There are I am sure progressives or even non-progressives who believe President Obama is wrong about the economy, that the tax cuts for the middle class aren't going to do what he hopes they will do and therefore aren't worth it, and especially aren't worth the continued tax cuts for the wealthy. But the anger is coming from those who make this an absolute moral argument, an absolute ideological argument and an absolute party-political argument, and that's the "sanctimonious" purity President Obama went after, and he was right to do so. Of course those tax cuts are immoral. It's hardly the only immoral thing government does, but the tradeoff is a moral good: that little bit of money means a lot to people who are strapped, within an economy that offers fewer opportunities. I for one am more interested in keeping my earned income tax credit than in the obscenely wealthly continuing to pay less than they did eight years ago.

As for those who think President Obama has alienated his progressive base and therefore hurts himself politically (including folks I often agree with, like E.J. Dionne) I don't see it that way. I think a lot of middle class people, in trouble or not far from it, or who are vulnerable enough to imagine it, would look at that press conference and say, he's standing up against everybody for us. He's standing up against the GOPers, because of what he got them to give to the middle class, to struggling families, to the unemployed. He's standing up against people in his own party, and he's not apologizing for it. And he's being straight about it with everybody:

"So my job is to make sure that we have a North Star out there. What is helping the American people live out their lives? What is giving them more opportunity? What is growing the economy? What is making us more competitive? And at any given juncture, there are going to be times where my preferred option, what I am absolutely positive is right, I can’t get done.

And so then my question is, does it make sense for me to tack a little bit this way or tack a little bit that way, because I’m keeping my eye on the long term and the long fight -- not my day-to-day news cycle, but where am I going over the long term?"

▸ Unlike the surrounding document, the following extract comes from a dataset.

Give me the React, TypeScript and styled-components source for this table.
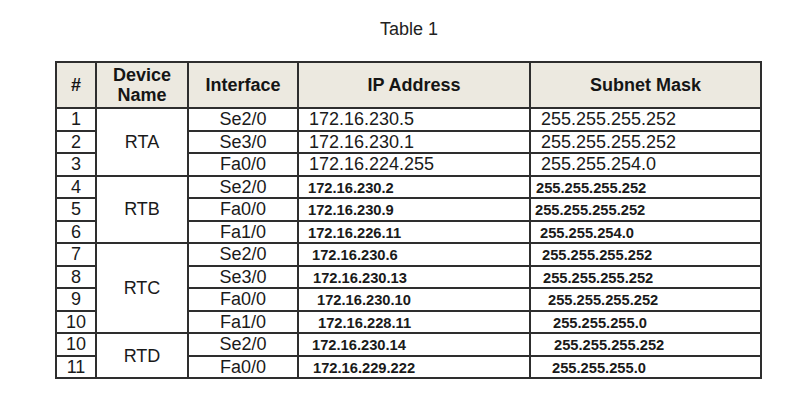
import { createGlobalStyle } from "styled-components";
import styled from "styled-components";

const GlobalStyle = createGlobalStyle`
    body {
        margin: 0;
        background: #ffffff;
        font-family: "Liberation Sans", Arial, sans-serif;
        color: #1a1a1a;
    }
`;

const Page = styled.div`
    padding: 19px 0 0 56px;
    width: 706px;
`;

const Title = styled.div`
    text-align: center;
    font-size: 18px;
    line-height: 21px;
    margin-bottom: 21px;
    color: #222;
`;

const Table = styled.table`
    border-collapse: collapse;
    table-layout: fixed;
    width: 707px;
    margin-left: -1px;
`;

const HeadCell = styled.th`
    background: #ece9e0;
    border: 2px solid #2e2e2e;
    font-size: 18px;
    font-weight: bold;
    line-height: 20px;
    height: 44px;
    padding: 0;
    text-align: center;
    color: #151515;
`;

const Row = styled.tr`
    height: 22.5px;
`;

const Cell = styled.td<{ $align?: "left" | "center"; $indent?: number; $small?: boolean }>`
    border: 2px solid #2e2e2e;
    padding: ${(p) => (p.$small ? "2px 0 0" : "0")};
    padding-left: ${(p) => p.$indent ?? 0}px;
    text-align: ${(p) => p.$align ?? "center"};
    font-size: ${(p) => (p.$small ? "14.7px" : "18px")};
    font-weight: ${(p) => (p.$small ? "bold" : "normal")};
    line-height: 18px;
    vertical-align: middle;
    white-space: nowrap;
    overflow: hidden;
`;

type Line = {
    n: string;
    device?: { name: string; span: number };
    iface: string;
    ip: string;
    mask: string;
    small: boolean;
    ipIndent: number;
    maskIndent: number;
};

const rows: Line[] = [
    { n: "1", device: { name: "RTA", span: 3 }, iface: "Se2/0", ip: "172.16.230.5", mask: "255.255.255.252", small: false, ipIndent: 10, maskIndent: 10 },
    { n: "2", iface: "Se3/0", ip: "172.16.230.1", mask: "255.255.255.252", small: false, ipIndent: 10, maskIndent: 10 },
    { n: "3", iface: "Fa0/0", ip: "172.16.224.255", mask: "255.255.254.0", small: false, ipIndent: 10, maskIndent: 10 },
    { n: "4", device: { name: "RTB", span: 3 }, iface: "Se2/0", ip: "172.16.230.2", mask: "255.255.255.252", small: true, ipIndent: 9, maskIndent: 5 },
    { n: "5", iface: "Fa0/0", ip: "172.16.230.9", mask: "255.255.255.252", small: true, ipIndent: 9, maskIndent: 4 },
    { n: "6", iface: "Fa1/0", ip: "172.16.226.11", mask: "255.255.254.0", small: true, ipIndent: 9, maskIndent: 9 },
    { n: "7", device: { name: "RTC", span: 4 }, iface: "Se2/0", ip: "172.16.230.6", mask: "255.255.255.252", small: true, ipIndent: 13, maskIndent: 11 },
    { n: "8", iface: "Se3/0", ip: "172.16.230.13", mask: "255.255.255.252", small: true, ipIndent: 14, maskIndent: 12 },
    { n: "9", iface: "Fa0/0", ip: "172.16.230.10", mask: "255.255.255.252", small: true, ipIndent: 18, maskIndent: 17 },
    { n: "10", iface: "Fa1/0", ip: "172.16.228.11", mask: "255.255.255.0", small: true, ipIndent: 19, maskIndent: 22 },
    { n: "10", device: { name: "RTD", span: 2 }, iface: "Se2/0", ip: "172.16.230.14", mask: "255.255.255.252", small: true, ipIndent: 13, maskIndent: 23 },
    { n: "11", iface: "Fa0/0", ip: "172.16.229.222", mask: "255.255.255.0", small: true, ipIndent: 14, maskIndent: 21 },
];

export default function App() {
    return (
        <Page>
            <GlobalStyle />
            <Title>Table 1</Title>
            <Table>
                <colgroup>
                    <col style={{ width: 40 }} />
                    <col style={{ width: 92 }} />
                    <col style={{ width: 110 }} />
                    <col style={{ width: 232 }} />
                    <col style={{ width: 231 }} />
                </colgroup>
                <thead>
                    <tr>
                        <HeadCell>#</HeadCell>
                        <HeadCell>
                            Device
                            <br />
                            Name
                        </HeadCell>
                        <HeadCell>Interface</HeadCell>
                        <HeadCell>IP Address</HeadCell>
                        <HeadCell>Subnet Mask</HeadCell>
                    </tr>
                </thead>
                <tbody>
                    {rows.map((r, i) => (
                        <Row key={i}>
                            <Cell>{r.n}</Cell>
                            {r.device && <Cell rowSpan={r.device.span}>{r.device.name}</Cell>}
                            <Cell>{r.iface}</Cell>
                            <Cell $align="left" $indent={r.ipIndent} $small={r.small}>
                                {r.ip}
                            </Cell>
                            <Cell $align="left" $indent={r.maskIndent} $small={r.small}>
                                {r.mask}
                            </Cell>
                        </Row>
                    ))}
                </tbody>
            </Table>
        </Page>
    );
}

As for his general argument, he's made it before--the way that Social Security and Medicare started small, as highly compromised programs, etc. But he threw one more example in there that for me was more of a key to his thinking:

"This country was founded on compromise. I couldn’t go through the front door at this country’s founding."

Though the man who was once called America's first black President agrees that this deal is good for the country, this is the perspective of the man who is our first actual black President. Think about it.

Update: Last words on this topic: The reason this happened now is time--the Bush tax cuts for both the wealthy and the middle class would disappear January 1 if nothing is done. That put the GOPers under the gun as well as Obama. Now if the election had turned out better for the Dems, Obama would be in better position now. But later in January, when the new Congress is sworn in, GOPers will be in better position to do what they want. If not for the Jan. 1 deadline, they would have waited. So that's the leverage Obama had to get concessions for this deal. Plus he faced the imminent ending of unemployment insurance payments to several million people.

This is the political reality: both sides needed to make a deal now. Obama got a pretty good one. Those who believe they would have gotten a better deal following their strategy have to convince me that (a) They're smarter than Obama, and (b) they are in the White House or Congress and in the room with the negotiators, so they're doing more than armchair arm-twisting. I mean, we can all speculate, but let's respect the fact that we aren't actually there, and he is... There are more arguments pro and con summarized in an exchange at Salon.